Hamish's top tips for cruise photography

  1. Check the forecast for the following day and plan ahead. Will the tide be in or out? Where will the sun be positioned at particular times? When is sunrise and sunset? Think about the imagery you would like to capture and the part that shadows, light and water will play.

  3. For sunrises, get ready early. An hour before sunrise means you will capture the sun's light before it reaches the horizon. Stay an hour after sunset to maximise the many variations of the sun's rays on clouds, for example, as they change constantly.

  5. Generally try and get the sun behind you. Taking a shot into the sun overwhelms the camera's light meter and darkens the foreground subject you intend to focus on. If shooting seascapes, it's well worth having a polarising filter if your camera lens will take it. This enhances colour and takes away reflected sunlight on water.

  7. Create an interesting composition or perspective. Move the camera from side to side and up and down as you look through the viewfinder or screen to see if you are missing a worthwhile feature or incorporating an eyesore. If you have a zoom lens, utilise it to adjust what you are framing. Consider a close-up instead of a more general view. Adopt an unusual angle to amplify the context of your subject matter that will also give it added interest. For example, shoot from ground level rather than eye level.

  9. Try to get a pleasing balance of the elements in the frame. Introduce a feature in the foreground or background to give added appeal or establish the location.

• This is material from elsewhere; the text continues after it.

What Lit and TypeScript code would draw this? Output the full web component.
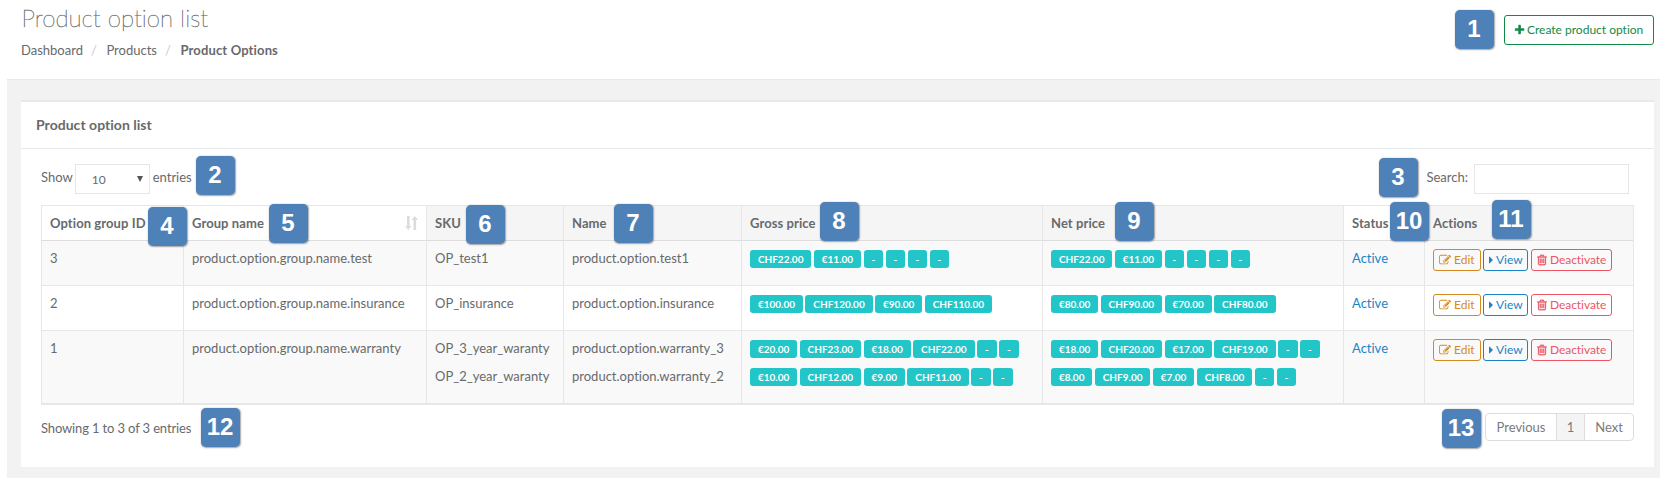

  11. With sunrises and sunsets, try to incorporate a physical feature of the ship. It adds context and acts as a record of your location when taking it. If not, it is just an open horizon that could have been taken anywhere.

  13. When using a tripod or leaning on a handrail, be aware of any engine vibration. It could affect the clarity of your photograph. Sometimes it is better to hold the camera with a steady hand. The ship is a moving platform so be ready to move around the ship’s sun deck to capture unique images that may only appear for a short period.